(Problem):
Can you set down, exactly as they appear below, the lines from the opening of the material through the one bearing "BsBellFill, BsPatchCheck, BsCart2", minus the pictures?

(Recorded information):
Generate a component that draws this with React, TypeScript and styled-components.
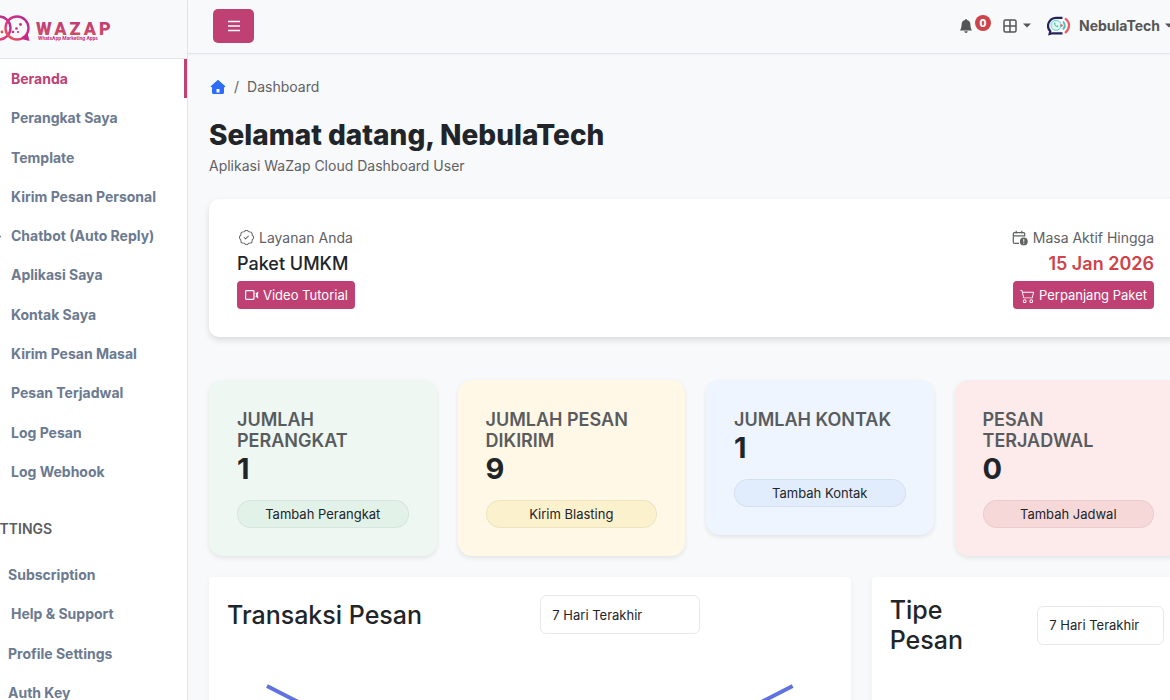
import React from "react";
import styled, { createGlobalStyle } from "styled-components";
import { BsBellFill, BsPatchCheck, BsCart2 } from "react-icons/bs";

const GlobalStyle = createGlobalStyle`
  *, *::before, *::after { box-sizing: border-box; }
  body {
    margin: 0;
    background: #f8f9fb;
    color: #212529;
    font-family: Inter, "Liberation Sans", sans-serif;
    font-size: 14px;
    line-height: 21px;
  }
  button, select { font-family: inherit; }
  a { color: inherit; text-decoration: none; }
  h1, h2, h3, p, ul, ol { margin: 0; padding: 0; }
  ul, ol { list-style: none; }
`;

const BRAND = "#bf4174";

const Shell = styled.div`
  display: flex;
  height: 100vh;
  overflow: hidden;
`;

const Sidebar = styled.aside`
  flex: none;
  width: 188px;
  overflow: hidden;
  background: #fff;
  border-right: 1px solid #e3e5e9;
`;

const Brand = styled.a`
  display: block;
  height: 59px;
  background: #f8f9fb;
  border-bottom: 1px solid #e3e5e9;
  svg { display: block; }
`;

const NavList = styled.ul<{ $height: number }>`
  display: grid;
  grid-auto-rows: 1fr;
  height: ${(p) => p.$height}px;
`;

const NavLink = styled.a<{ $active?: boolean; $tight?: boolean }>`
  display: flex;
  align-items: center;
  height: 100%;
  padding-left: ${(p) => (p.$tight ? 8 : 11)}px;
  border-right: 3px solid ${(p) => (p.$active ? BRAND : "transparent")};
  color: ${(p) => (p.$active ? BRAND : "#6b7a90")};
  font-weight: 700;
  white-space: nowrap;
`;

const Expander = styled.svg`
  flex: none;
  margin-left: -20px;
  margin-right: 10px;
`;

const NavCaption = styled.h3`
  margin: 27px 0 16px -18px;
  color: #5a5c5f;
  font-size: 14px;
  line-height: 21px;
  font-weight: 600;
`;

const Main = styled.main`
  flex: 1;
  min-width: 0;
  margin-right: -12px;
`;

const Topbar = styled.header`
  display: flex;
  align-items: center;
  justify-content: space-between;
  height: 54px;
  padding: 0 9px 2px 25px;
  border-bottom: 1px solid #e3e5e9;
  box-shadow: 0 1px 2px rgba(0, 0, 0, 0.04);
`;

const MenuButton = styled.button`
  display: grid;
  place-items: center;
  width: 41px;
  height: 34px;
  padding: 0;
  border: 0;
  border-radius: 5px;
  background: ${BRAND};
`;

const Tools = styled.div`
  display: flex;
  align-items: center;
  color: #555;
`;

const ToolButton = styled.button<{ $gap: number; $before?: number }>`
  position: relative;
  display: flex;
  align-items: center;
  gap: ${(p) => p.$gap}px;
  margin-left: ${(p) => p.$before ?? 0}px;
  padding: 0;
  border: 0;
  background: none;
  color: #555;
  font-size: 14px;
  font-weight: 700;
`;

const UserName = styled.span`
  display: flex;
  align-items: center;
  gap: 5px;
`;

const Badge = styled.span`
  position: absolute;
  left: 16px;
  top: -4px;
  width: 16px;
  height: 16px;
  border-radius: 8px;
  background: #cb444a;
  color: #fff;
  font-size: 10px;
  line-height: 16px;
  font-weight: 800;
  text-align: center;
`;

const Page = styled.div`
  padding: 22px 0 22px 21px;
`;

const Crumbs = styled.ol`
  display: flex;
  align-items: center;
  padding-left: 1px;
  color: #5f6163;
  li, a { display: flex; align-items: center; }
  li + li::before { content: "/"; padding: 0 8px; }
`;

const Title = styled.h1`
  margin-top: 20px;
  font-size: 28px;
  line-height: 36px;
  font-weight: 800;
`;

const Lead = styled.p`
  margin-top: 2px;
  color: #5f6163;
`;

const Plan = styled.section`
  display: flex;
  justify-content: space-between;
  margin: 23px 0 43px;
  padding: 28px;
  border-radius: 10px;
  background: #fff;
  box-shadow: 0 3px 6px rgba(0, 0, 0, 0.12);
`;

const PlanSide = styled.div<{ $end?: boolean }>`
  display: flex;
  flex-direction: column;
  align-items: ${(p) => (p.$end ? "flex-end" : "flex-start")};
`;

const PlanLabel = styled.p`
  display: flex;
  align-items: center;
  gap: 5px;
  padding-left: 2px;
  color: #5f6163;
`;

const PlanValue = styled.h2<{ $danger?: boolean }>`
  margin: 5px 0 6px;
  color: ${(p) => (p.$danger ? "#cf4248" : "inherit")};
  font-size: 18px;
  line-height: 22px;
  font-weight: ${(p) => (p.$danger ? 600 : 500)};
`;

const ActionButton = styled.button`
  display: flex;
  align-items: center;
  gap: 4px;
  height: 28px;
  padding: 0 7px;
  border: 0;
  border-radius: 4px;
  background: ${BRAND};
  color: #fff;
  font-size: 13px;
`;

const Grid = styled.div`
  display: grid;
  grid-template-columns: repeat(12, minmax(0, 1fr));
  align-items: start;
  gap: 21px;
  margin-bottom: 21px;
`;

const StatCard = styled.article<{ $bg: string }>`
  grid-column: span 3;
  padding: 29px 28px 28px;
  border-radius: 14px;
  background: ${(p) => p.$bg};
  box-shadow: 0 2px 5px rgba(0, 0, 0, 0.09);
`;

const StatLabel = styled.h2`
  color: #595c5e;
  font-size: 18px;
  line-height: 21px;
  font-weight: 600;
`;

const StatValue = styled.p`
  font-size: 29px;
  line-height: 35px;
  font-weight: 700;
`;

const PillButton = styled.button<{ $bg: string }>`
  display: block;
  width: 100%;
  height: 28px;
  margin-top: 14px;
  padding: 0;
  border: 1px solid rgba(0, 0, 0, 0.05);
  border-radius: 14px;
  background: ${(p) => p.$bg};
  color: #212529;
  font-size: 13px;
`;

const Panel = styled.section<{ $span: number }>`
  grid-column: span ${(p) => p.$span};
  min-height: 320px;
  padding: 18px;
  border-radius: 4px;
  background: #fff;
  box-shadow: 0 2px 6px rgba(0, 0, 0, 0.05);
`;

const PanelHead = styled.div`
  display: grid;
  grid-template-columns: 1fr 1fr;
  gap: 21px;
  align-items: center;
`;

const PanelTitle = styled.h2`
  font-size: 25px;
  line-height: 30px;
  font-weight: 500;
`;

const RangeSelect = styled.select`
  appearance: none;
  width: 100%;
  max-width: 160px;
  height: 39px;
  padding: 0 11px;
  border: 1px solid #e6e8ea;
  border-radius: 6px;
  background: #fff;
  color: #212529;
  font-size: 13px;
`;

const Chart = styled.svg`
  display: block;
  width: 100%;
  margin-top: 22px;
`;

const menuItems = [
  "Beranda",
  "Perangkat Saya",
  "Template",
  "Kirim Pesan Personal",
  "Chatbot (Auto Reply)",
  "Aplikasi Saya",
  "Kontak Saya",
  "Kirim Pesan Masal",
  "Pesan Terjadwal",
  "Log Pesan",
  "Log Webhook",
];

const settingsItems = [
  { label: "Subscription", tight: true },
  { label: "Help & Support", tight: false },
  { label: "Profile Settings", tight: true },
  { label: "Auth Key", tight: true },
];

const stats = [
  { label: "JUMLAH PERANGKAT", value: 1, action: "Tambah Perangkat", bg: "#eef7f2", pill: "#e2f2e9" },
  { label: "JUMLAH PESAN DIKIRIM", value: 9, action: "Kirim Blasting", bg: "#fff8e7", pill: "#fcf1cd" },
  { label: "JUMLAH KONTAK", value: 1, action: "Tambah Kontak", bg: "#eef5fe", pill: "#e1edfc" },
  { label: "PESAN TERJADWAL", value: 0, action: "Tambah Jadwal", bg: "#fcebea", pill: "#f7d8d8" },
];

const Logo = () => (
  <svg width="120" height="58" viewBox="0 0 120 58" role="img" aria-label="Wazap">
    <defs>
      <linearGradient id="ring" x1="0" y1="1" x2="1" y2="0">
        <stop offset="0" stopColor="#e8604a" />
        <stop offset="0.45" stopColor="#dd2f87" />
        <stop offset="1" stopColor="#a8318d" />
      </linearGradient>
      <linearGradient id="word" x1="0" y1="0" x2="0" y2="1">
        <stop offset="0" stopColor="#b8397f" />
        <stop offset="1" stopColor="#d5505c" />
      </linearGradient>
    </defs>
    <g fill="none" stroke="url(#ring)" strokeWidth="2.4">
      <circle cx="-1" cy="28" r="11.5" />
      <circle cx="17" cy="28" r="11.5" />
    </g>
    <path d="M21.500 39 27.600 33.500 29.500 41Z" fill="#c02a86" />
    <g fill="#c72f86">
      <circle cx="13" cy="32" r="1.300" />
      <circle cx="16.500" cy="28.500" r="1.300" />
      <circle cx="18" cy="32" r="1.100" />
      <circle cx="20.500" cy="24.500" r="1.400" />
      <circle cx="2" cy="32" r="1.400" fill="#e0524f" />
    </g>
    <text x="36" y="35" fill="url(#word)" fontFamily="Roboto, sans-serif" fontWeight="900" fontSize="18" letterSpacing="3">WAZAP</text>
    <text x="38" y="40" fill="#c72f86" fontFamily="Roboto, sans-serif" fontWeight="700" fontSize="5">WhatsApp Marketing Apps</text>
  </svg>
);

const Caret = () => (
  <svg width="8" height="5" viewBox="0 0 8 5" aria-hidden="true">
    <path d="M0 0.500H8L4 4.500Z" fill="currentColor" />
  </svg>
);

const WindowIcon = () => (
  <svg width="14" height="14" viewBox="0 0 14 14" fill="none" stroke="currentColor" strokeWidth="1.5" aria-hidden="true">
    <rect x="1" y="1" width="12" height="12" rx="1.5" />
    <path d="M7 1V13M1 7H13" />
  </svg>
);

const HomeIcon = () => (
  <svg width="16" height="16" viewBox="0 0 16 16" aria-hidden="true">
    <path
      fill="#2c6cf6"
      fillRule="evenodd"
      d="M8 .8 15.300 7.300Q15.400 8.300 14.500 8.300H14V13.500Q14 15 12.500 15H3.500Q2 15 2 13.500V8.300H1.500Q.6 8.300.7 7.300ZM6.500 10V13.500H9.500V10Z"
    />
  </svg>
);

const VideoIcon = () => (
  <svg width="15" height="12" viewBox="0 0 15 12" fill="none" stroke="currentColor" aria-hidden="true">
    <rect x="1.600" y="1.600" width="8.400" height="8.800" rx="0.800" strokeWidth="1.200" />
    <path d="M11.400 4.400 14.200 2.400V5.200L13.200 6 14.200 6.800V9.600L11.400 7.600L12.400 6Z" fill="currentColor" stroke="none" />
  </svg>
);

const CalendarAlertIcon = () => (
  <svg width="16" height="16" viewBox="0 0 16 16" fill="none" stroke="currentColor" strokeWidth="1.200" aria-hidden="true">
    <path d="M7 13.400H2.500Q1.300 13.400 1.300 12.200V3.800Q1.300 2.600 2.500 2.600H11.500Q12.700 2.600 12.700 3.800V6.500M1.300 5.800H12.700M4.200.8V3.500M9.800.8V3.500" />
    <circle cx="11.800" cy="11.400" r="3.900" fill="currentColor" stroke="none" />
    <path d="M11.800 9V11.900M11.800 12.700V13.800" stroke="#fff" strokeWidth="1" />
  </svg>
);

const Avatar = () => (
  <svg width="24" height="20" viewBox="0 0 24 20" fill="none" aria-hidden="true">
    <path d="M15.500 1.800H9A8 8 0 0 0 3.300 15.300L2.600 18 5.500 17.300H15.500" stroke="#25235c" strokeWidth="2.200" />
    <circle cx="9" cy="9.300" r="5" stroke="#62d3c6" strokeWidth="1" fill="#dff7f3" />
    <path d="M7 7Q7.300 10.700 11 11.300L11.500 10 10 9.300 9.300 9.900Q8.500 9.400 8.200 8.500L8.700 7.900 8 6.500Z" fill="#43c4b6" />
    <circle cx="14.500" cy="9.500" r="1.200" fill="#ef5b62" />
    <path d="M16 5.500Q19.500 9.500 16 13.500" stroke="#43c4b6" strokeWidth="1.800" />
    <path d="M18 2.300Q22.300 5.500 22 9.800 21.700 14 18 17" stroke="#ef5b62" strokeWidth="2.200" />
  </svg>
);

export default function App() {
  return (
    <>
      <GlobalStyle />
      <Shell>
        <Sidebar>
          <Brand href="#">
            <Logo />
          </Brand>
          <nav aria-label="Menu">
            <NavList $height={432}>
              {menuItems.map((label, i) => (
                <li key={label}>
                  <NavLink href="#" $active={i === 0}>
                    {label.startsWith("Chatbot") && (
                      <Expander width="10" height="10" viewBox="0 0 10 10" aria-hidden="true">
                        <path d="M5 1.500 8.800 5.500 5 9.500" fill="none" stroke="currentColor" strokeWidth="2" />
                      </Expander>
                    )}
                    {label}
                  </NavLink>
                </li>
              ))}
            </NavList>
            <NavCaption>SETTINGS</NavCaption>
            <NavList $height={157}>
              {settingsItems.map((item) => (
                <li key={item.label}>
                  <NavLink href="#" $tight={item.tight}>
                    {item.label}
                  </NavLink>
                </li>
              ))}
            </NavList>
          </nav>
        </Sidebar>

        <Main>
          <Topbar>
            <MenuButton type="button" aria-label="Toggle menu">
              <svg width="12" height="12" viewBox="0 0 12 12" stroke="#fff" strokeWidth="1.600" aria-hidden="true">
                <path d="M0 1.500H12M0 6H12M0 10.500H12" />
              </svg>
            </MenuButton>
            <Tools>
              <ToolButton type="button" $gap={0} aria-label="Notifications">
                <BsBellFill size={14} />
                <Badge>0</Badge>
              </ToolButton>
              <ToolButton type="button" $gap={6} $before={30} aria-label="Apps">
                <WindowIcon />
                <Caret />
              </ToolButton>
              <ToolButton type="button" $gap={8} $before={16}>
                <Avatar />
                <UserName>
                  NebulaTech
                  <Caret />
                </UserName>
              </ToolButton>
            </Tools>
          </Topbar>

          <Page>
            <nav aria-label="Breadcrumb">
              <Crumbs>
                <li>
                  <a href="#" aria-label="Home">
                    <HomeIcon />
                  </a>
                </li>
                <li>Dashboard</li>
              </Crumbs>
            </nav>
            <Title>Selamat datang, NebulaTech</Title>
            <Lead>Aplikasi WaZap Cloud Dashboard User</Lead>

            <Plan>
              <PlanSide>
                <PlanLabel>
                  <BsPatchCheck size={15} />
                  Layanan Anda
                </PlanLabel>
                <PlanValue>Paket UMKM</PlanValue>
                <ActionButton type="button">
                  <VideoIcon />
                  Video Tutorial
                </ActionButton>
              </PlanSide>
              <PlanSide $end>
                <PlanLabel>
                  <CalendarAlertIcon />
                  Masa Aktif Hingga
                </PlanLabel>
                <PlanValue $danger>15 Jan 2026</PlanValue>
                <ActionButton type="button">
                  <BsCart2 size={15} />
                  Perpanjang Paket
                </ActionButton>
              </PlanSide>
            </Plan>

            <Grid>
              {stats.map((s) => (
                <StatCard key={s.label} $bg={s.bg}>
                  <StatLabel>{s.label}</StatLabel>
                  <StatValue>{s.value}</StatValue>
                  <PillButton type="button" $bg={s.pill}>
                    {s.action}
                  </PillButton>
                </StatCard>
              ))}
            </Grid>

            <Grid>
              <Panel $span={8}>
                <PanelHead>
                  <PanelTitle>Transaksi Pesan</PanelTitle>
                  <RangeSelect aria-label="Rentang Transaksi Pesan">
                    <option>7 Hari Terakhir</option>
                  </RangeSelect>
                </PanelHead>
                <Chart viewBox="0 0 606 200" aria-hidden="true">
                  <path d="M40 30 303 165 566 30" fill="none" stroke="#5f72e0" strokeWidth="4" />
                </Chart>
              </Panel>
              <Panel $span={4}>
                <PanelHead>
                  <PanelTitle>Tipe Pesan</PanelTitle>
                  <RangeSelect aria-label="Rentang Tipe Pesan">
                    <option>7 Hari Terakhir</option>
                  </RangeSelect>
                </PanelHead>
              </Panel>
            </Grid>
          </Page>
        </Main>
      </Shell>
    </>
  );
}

(Solution):
Generate a component that draws this with React, TypeScript and styled-components.
import React from "react";
import styled, { createGlobalStyle } from "styled-components";
import { BsBellFill, BsPatchCheck, BsCart2 } from "react-icons/bs";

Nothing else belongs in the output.